Now, to the code differences themselves: REL-2.3.0_emc vs. crtm_jedi has lots of code differences, however, most of it is related to (a) documentation material that was removed for crtm_jedi, internal module ID information that was added by SVN (and removed in crtm_jedi).

However, there are some critical code differences relating to an openMP implementation in crtm_jedi, but numerically the results are identical within at least single precision (1e-6). There's also a lot of documentation differences between the codes. I have an extensive "diff", and can provide that if necessary.

The code differences between REL-2.4.0_emc and crtm_jedi_v2.4.0 are minimal. The primary differences is this addition to the Reflection_Correction_Module.f90 to deal with small transmittance values causing an underflow in certain situations:

diff -b `find ./REL-2.4.0_emc_public/ -name "Reflection_Correction_Module.f90" -type f -print -quit` `find ./CRTM_v2.4.0_for_jedi/ -name "Reflection_Correction_Module.f90" -type f -print -quit
> `
33d32
<   USE CRTM_Parameters, ONLY: LIMIT_EXP   
105c104
<     Transmittance_in, &  ! Input
---
>     Transmittance, &  ! Input
114c113
<     REAL(fp)              , INTENT(IN)     :: Transmittance_in
---
>     REAL(fp)              , INTENT(IN)     :: Transmittance
121d119
<     REAL(fp) :: Transmittance
123,125d120
<     ! Apply limits per Emily Liu (5/2022) -- this only applies to the REL_2.4.0_emc release branch, and has not 
<     ! been merged into v2.4.1 or later pending a more detailed assessment --BTJ
<     Transmittance = MAX(Transmittance_in, EXP(-LIMIT_EXP)) 

Additional information

No response

General information

kgerheiser commented 2 years ago

Just saw this. Thanks for the info. I'm still going through it all, but some initial comments.

We have a crtm package here: https://github.com/NOAA-EMC/spack/blob/d125b1f748c06f714316184ef1e629d394215729/var/spack/repos/builtin/packages/crtm/package.py

And a crtm-fix package that pulls from FTP here: https://github.com/NOAA-EMC/spack/blob/jcsda_emc_spack_stack/var/spack/repos/jcsda-emc/packages/crtm-fix/package.py

crtm has a variant +fix that decides whether to install crtm-fix.

It was easier to split it up as a separate package with its own hash and version, but perhaps they should be combined to just use the git-lfs binaries. It was over the quota once which wasn't a problem with FTP.

I had a problem building the JEDI 2.4.0 release with Ecbuild a while back, but maybe that has been fixed?
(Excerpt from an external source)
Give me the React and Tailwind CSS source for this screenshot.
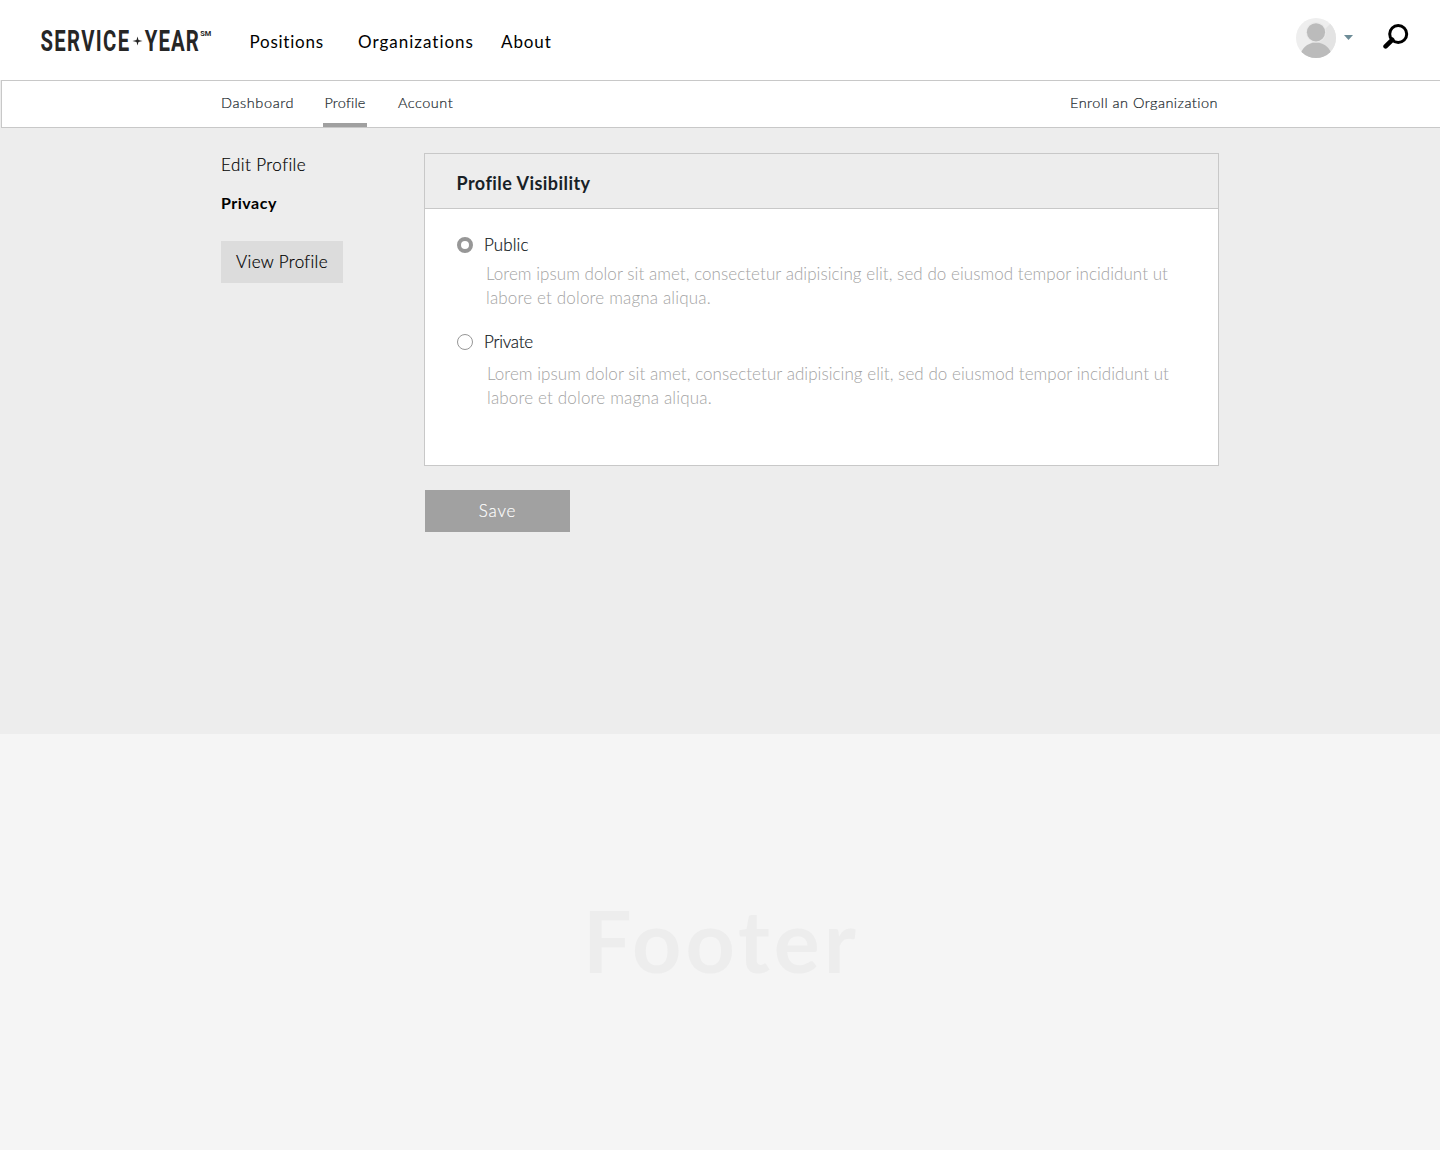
import React from "react";

function Logo() {
  return (
    <svg className="h-[40px] w-[174px] shrink-0 overflow-visible fill-[#262626] font-['Roboto'] font-bold" viewBox="0 0 174 40" aria-hidden="true">
      <text x="0.5" y="31" fontSize="29.5" letterSpacing="2" textLength="90" lengthAdjust="spacingAndGlyphs">SERVICE</text>
      <path d="M97.5 16.5 L98.5 20 L102.5 21 L98.5 22 L97.5 25.5 L96.5 22 L92.5 21 L96.5 20 Z" />
      <text x="104.8" y="31" fontSize="29.5" letterSpacing="1.6" textLength="55.2" lengthAdjust="spacingAndGlyphs">YEAR</text>
      <text x="160.2" y="16" fontSize="7.5" textLength="11" lengthAdjust="spacingAndGlyphs">SM</text>
    </svg>
  );
}

function Avatar() {
  return (
    <svg className="size-10" viewBox="0 0 40 40" aria-hidden="true">
      <clipPath id="avatar-clip">
        <circle cx="20" cy="20" r="20" />
      </clipPath>
      <g clipPath="url(#avatar-clip)">
        <rect width="40" height="40" fill="#eeeeee" />
        <path d="M40 0 L0 40 H40 Z" fill="#e3e3e3" />
        <ellipse cx="20" cy="40" rx="16" ry="15.5" fill="#bbbbbb" />
        <circle cx="20" cy="14.3" r="10.2" fill="#e9e9e9" />
        <circle cx="20" cy="14.3" r="9.1" fill="#bbbbbb" />
      </g>
    </svg>
  );
}

function SearchIcon() {
  return (
    <svg className="h-[26px] w-[26px]" viewBox="0 0 26 26" fill="none" stroke="#000" aria-hidden="true">
      <circle cx="15.2" cy="10" r="8.5" strokeWidth="3" />
      <path d="M9.2 15.8 L2.6 22.4" strokeWidth="4.6" strokeLinecap="round" />
    </svg>
  );
}

function Header() {
  return (
    <header className="flex h-20 items-start bg-white pr-[31px] pl-10 text-[17px] leading-6 text-black">
      <div className="pt-5">
        <Logo />
      </div>
      <nav className="flex pt-[30px] pl-[35.5px] whitespace-nowrap">
        <a className="w-[108.5px] tracking-[0.75px]">Positions</a>
        <a className="w-[143px] tracking-[1px]">Organizations</a>
        <a className="tracking-[0.9px]">About</a>
      </nav>
      <div className="ml-auto flex pt-[18px]">
        <Avatar />
        <svg className="mt-[17px] ml-2 h-[5px] w-[9px]" viewBox="0 0 9 5" aria-hidden="true">
          <path d="M0 0 H9 L4.5 5 Z" fill="#6d8c97" />
        </svg>
        <div className="mt-[6px] ml-[30px]">
          <SearchIcon />
        </div>
      </div>
    </header>
  );
}

function SubNav() {
  return (
    <div className="bg-[#ededed] pl-px">
      <nav className="flex h-12 border-y border-l border-[#c8c8c8] bg-white pr-[222px] pl-[219px] text-[14.5px] leading-[44px] font-light whitespace-nowrap text-[#20282d] [-webkit-text-stroke:0.2px]">
        <a className="w-[102px] tracking-[0.6px]">Dashboard</a>
        <a className="flex w-11 justify-center border-b-4 border-[#a0a0a0] tracking-[0.2px]">Profile</a>
        <a className="ml-[31px] tracking-[0.5px]">Account</a>
        <a className="ml-auto tracking-[0.47px]">Enroll an Organization</a>
      </nav>
    </div>
  );
}

function Option({ label, labelClass, checked, bodyClass }) {
  return (
    <div>
      <label className="flex h-6 items-center">
        {checked ? (
          <span className="size-4 rounded-full border-[4.5px] border-[#979797] bg-white" />
        ) : (
          <span className="size-4 rounded-full border border-[#979797] bg-white" />
        )}
        <span className={labelClass}>{label}</span>
      </label>
      <p className={bodyClass}>
        Lorem ipsum dolor sit amet, consectetur adipisicing elit, sed do eiusmod tempor incididunt ut
        <br />
        <span className="tracking-[0.17px]">labore et dolore magna aliqua.</span>
      </p>
    </div>
  );
}

export default function App() {
  return (
    <div className="flex min-h-[1150px] flex-col bg-[#f5f5f5] font-['Lato',sans-serif]">
      <Header />
      <SubNav />
      <main className="flex h-[606px] bg-[#ededed] pt-[25px] pl-[221px] text-[17px] leading-6 text-black">
        <aside className="flex w-[203px] flex-col items-start font-light whitespace-nowrap">
          <a className="tracking-[0.45px] [-webkit-text-stroke:0.2px]">Edit Profile</a>
          <a className="mt-[14px] text-base leading-6 font-bold tracking-[0.5px]">Privacy</a>
          <button className="mt-[26px] h-[42px] w-[122px] bg-[#dcdcdc] tracking-[0.35px] [-webkit-text-stroke:0.2px]">View Profile</button>
        </aside>
        <section>
          <div className="h-[313px] w-[795px] border border-[#c8c8c8] bg-white">
            <h2 className="h-[55px] border-b border-[#c8c8c8] bg-[#ededed] pl-[31.5px] text-lg leading-[58px] font-bold tracking-[0.45px] text-[#182126]">
              Profile Visibility
            </h2>
            <div className="pt-6 pl-8">
              <Option
                label="Public"
                checked
                labelClass="ml-[11px] font-light tracking-[0.1px] text-[#10181c] [-webkit-text-stroke:0.2px]"
                bodyClass="mt-[5px] ml-[29px] w-[700px] font-light tracking-[0.052px] text-[#a3a3a3]"
              />
              <div className="h-5" />
              <Option
                label="Private"
                labelClass="ml-[11px] font-light tracking-[-0.25px] text-[#10181c] [-webkit-text-stroke:0.2px]"
                bodyClass="mt-2 ml-[30px] w-[700px] font-light tracking-[0.052px] text-[#a3a3a3]"
              />
            </div>
          </div>
          <button className="mt-6 ml-px h-[42px] w-[145px] bg-[#a1a1a1] font-light tracking-[0.8px] text-white [-webkit-text-stroke:0.15px]">Save</button>
        </section>
      </main>
      <footer className="flex h-[412px] items-center justify-center pl-[3px] text-[86px] leading-none font-bold tracking-[4.1px] text-[#ededed]">
        Footer
      </footer>
    </div>
  );
}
https://github.com/NOAA-EMC/spack/blob/d125b1f748c06f714316184ef1e629d394215729/var/spack/repos/builtin/packages/crtm/package.py#L28-L30

Therefore, selecting a specific hash in spack is probably not ideal

What we have now specifies the hash that was at the tip of the branch when I created the package. We could set it to do it by branch, but would it be possible to offer point releases based off of that branch? I think it would be clearer that way.

We also have this workaround in crtm-fix that goes back to earlier this year. I don't really get what the issue was, but the big endian amsua_metop-c.SpcCoeff.bin was mixed up with the little endian version or vice-versa, so we perform some hack before installing.

https://github.com/NOAA-EMC/spack/blob/d125b1f748c06f714316184ef1e629d394215729/var/spack/repos/jcsda-emc/packages/crtm-fix/package.py#L52-L69

BenjaminTJohnson commented 2 years ago

@kgerheiser see #155 for updated tags and coordination with Dom.